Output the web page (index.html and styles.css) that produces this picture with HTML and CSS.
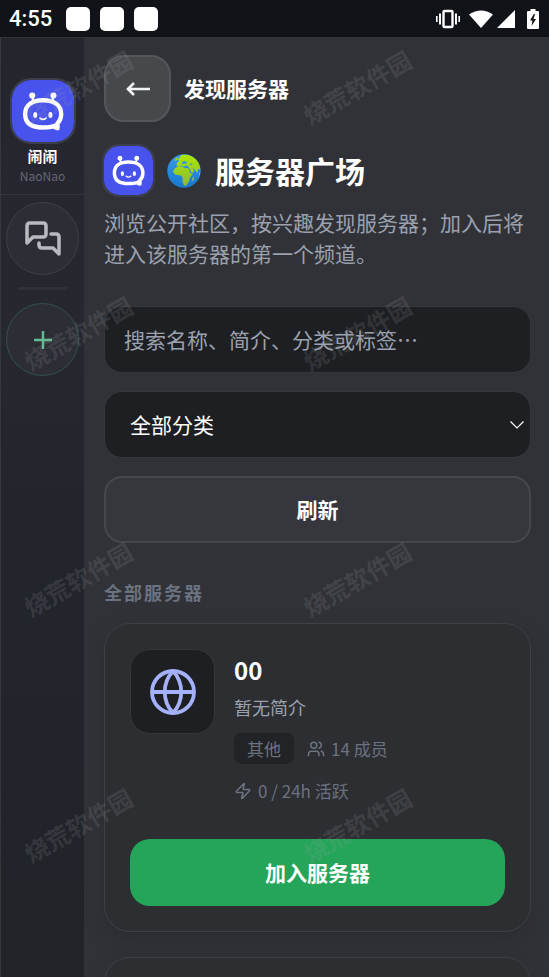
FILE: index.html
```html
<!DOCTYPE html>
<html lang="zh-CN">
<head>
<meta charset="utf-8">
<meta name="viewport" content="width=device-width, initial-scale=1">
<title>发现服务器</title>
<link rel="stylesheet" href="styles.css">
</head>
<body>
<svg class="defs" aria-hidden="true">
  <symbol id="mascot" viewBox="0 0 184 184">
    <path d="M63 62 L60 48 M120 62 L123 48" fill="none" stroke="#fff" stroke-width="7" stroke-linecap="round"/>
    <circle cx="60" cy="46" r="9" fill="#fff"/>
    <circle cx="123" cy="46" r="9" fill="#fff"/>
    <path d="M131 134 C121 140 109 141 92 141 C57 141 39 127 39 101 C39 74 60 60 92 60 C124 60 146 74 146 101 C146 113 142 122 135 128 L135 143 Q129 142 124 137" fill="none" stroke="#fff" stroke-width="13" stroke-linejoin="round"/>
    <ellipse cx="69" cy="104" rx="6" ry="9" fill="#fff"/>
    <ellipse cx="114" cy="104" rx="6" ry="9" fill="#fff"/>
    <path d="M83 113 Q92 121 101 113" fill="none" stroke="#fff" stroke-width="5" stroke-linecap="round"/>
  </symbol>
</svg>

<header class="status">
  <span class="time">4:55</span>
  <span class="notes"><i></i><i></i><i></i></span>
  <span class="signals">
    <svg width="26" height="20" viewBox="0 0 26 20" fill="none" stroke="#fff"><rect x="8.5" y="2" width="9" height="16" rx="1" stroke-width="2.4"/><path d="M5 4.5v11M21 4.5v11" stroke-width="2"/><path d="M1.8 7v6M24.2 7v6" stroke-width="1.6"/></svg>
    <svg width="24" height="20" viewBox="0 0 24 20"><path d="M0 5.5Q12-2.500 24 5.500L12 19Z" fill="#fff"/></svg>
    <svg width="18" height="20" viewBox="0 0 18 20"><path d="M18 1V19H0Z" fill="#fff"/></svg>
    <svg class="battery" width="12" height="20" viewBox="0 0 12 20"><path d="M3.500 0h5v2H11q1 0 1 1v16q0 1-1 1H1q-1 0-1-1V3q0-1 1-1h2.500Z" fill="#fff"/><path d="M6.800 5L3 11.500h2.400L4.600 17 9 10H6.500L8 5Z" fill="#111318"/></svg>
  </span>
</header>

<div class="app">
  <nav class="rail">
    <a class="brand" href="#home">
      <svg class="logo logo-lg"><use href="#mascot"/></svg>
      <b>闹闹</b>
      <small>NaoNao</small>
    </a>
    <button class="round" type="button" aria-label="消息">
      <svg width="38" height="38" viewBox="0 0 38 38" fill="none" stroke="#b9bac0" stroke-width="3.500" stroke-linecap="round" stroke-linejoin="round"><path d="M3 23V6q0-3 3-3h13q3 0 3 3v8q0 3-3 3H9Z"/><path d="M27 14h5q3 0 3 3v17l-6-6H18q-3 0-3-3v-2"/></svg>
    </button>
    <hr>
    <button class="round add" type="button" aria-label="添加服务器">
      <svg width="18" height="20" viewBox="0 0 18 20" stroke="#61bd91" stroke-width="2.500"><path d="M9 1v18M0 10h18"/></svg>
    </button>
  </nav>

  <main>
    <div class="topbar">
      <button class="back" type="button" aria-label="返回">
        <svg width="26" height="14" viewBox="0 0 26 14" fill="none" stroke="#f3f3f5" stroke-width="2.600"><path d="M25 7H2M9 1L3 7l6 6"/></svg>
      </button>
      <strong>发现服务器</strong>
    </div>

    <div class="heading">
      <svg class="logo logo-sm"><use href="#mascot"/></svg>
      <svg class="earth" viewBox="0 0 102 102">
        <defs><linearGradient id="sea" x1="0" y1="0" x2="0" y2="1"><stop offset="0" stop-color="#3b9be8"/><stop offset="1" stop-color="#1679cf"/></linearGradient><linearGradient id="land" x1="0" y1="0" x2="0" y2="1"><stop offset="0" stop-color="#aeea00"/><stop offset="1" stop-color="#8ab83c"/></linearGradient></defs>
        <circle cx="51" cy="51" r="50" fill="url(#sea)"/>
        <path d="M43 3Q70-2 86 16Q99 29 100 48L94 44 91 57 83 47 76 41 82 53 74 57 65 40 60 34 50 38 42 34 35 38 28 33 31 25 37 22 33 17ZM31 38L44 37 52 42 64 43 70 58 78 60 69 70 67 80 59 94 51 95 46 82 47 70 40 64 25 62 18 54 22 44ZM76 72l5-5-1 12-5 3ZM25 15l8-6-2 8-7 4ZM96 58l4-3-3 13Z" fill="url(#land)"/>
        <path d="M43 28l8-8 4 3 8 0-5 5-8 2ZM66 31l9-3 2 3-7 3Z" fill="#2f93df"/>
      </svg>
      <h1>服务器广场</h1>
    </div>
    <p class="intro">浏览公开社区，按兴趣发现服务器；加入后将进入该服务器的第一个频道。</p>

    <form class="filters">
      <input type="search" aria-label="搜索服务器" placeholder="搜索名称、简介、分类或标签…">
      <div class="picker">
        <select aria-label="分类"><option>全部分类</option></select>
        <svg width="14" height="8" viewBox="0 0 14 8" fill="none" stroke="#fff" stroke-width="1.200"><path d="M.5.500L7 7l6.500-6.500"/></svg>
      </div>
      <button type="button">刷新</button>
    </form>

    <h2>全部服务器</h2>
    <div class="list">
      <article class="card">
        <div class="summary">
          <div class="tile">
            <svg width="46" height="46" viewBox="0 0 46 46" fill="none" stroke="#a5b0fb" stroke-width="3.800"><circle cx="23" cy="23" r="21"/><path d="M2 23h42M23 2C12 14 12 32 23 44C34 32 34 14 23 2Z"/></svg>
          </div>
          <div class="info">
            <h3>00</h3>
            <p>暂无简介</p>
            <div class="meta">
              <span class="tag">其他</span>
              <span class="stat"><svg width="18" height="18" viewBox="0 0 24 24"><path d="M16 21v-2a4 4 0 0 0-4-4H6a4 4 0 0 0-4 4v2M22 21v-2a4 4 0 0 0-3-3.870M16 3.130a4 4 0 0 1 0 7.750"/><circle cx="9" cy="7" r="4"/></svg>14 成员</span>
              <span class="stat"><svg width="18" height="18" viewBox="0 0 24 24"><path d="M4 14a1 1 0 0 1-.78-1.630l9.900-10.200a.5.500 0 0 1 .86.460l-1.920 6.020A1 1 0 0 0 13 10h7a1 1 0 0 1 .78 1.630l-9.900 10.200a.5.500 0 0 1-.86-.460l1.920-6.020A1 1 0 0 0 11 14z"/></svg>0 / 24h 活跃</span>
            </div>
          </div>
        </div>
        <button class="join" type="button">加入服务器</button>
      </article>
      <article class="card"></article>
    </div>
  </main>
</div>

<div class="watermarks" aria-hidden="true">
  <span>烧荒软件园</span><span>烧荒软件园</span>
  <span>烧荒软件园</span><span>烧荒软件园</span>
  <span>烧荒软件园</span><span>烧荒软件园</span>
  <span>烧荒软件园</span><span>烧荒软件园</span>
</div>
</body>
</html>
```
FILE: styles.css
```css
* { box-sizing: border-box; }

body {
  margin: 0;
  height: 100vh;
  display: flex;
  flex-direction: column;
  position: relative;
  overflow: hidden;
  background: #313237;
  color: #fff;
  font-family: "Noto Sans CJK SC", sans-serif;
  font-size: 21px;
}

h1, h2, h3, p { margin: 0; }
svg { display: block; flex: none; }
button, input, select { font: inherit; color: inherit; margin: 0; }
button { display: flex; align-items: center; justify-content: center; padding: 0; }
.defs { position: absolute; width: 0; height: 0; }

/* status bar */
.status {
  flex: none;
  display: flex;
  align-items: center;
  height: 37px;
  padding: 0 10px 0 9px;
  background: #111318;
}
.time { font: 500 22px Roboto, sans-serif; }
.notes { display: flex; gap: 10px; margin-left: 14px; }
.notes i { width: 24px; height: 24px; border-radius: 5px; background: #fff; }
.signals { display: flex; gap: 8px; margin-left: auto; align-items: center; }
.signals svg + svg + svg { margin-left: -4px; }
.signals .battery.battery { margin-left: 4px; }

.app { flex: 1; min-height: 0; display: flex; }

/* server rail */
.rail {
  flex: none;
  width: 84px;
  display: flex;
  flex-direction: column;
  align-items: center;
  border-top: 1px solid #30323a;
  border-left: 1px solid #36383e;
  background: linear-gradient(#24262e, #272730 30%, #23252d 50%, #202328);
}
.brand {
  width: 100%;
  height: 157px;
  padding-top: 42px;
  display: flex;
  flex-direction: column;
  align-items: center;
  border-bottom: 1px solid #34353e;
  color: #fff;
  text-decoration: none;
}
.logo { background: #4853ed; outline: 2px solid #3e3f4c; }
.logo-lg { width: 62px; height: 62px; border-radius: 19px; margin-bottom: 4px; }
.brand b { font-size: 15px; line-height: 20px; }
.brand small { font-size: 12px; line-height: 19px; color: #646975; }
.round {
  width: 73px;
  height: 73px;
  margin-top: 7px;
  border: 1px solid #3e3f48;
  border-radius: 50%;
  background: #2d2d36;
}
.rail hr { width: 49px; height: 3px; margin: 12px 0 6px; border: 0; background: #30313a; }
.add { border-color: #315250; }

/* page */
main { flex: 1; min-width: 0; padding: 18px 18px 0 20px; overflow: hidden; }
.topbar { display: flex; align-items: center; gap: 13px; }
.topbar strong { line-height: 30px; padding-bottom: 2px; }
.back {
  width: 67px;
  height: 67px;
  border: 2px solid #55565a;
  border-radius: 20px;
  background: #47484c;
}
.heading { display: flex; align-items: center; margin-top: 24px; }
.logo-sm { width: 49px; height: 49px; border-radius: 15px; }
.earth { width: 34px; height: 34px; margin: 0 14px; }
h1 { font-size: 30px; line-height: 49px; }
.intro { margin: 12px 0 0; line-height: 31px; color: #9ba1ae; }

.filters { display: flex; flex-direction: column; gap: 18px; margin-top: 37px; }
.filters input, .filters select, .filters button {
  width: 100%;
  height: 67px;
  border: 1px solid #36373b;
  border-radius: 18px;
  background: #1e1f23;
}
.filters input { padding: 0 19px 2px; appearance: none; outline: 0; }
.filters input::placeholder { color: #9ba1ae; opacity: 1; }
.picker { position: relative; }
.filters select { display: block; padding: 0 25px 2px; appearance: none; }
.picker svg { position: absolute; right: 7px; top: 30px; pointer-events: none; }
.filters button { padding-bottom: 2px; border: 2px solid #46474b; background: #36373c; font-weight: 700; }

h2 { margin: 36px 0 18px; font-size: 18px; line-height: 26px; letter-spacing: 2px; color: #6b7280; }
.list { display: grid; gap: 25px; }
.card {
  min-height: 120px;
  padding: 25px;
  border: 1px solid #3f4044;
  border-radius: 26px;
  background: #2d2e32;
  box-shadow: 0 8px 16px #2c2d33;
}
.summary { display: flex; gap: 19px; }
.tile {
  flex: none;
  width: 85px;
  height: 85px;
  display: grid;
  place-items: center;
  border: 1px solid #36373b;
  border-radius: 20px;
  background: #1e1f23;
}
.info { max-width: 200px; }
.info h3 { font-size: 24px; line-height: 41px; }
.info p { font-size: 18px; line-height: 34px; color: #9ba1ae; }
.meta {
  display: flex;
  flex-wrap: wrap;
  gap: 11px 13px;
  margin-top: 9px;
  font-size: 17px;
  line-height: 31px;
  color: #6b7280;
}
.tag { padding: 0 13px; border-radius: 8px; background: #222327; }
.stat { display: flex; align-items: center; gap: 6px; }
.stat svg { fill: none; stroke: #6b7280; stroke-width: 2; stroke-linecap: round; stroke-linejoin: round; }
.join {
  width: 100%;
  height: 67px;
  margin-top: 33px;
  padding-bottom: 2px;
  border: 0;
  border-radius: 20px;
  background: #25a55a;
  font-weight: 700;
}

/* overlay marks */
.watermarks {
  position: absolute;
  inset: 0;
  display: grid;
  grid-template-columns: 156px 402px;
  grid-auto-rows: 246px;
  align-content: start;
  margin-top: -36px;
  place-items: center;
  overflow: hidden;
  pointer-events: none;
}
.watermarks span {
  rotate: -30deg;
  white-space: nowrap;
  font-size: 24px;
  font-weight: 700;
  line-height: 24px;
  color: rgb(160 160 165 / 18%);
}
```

....................

WHAT IS EXPECTED> Locate the lines above that hold the word "page". Show every one of them.

FINISHED ANSWER>
Output the web page (index.html and styles.css) that produces this picture with HTML and CSS.
/* page */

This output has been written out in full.